Sembra assurdo, un normale cittadino onesto fa fatica a crederci o a comprenderlo, eppure ciclicamente ricapita che, durante una qualche ricorrenza religiosa, in particolari realtà ad elevata incidenza mafiosa, inspiegabilmente si finisca con l’inneggiare il boss della zona. L’episodio più eclatante che viene in mente sull’argomento è il funerale di Vittorio Casamonica, lo scorso agosto, a Roma. Un evento che ha offerto uno spettacolo delirante: una gigantografia del boss, all’ingresso della chiesa, recante la didascalia “Vittorio re di Roma”, il feretro trasportato da una carrozza trainata da sei cavalli, una banda che ha accompagnato la processione funebre con le note del popolare film “Il padrino” e petali di rose lanciati da un elicottero per omaggiare un’ultima volta il capoclan della potente famiglia malavitosa romana.

Recentemente, lo scorso 25 marzo, durante le festività pasquali, a San Michele di Ganzaria, un paese in provincia di Catania, la processione del Venerdì Santo ha subito una deviazione presumibilmente per omaggiare il boss Francesco La Rocca. Il simulacro, infatti, è stato portato a spalla in piazza Monte Carmelo, luogo in cui sorge l’abitazione del boss detenuto in regime di 41 bis, abbandonando così momentaneamente il percorso ufficiale della processione. Le reazioni a questo ennesimo e inaccettabile inneggiamento alla mafia non si sono fatte attendere: immediatamente hanno preso le distanze dalla deviazione (decisa arbitrariamente dai portatori del simulacro) il parroco, abbandonando la processione, e il sindaco, Gianluca Petta, togliendo la fascia tricolore.

Sull’episodio è intervenuto anche l’onorevole Giovanni Burtone, componente della commissione parlamentare antimafia, che ha dichiarato di essere al lavoro, con Walter Verini, per redigere una proposta di legge che introduca il reato di “apologia di mafia” perché “sono sempre più frequenti in Sicilia gli episodi in cui si inneggia alla mafia e dobbiamo renderci conto che si tratta di un reato grave che va severamente punito dentro le aule di tribunale”. Secondo quanto dichiarato da Burtone, la ratio ispiratrice della proposta, che potrebbe essere presentata in tempi brevi e posta all’attenzione delle Camere, è quella di “punire, con pene certe e concrete, chi inneggia alla mafia o alle mafie, nel corso di manifestazioni pubbliche e religiose”.

La speranza è che il disegno di legge includa anche fattispecie “moderne”, considerando “apologia di mafia” anche l’inneggiamento alla mafia tramite social o altri mezzi di comunicazione.
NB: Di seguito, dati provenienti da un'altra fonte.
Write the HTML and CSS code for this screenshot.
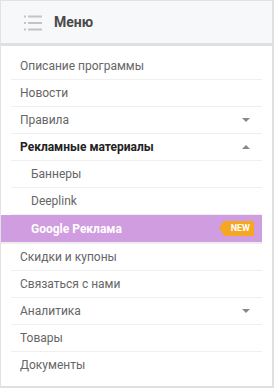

Su facebook, per esempio, esistono gruppi come “malavita siciliana” e “malavita palermitana”, gruppi che definiscono i carcerati “leoni” e le forze dell’ordine con epiteti poco eleganti; gruppi che, anche quando segnalati, non vengono subito chiusi dai responsabili del social.

È davvero necessaria una presa di posizione forte della politica, dello Stato, affinché si smetta una volta per tutte di esaltare e, talvolta, di indicare come miti o “modelli” personaggi che sono solo dei criminali che spezzano vite, rubano e minacciano senza nessuno scrupolo. Personaggi del genere non sono eroi, non devono essere intervistati in televisione per promuovere i propri libri né ricevere applausi o l’inchino di simulacri religiosi, ma devono soltanto essere trattati per quello che sono: delinquenti da carcere duro.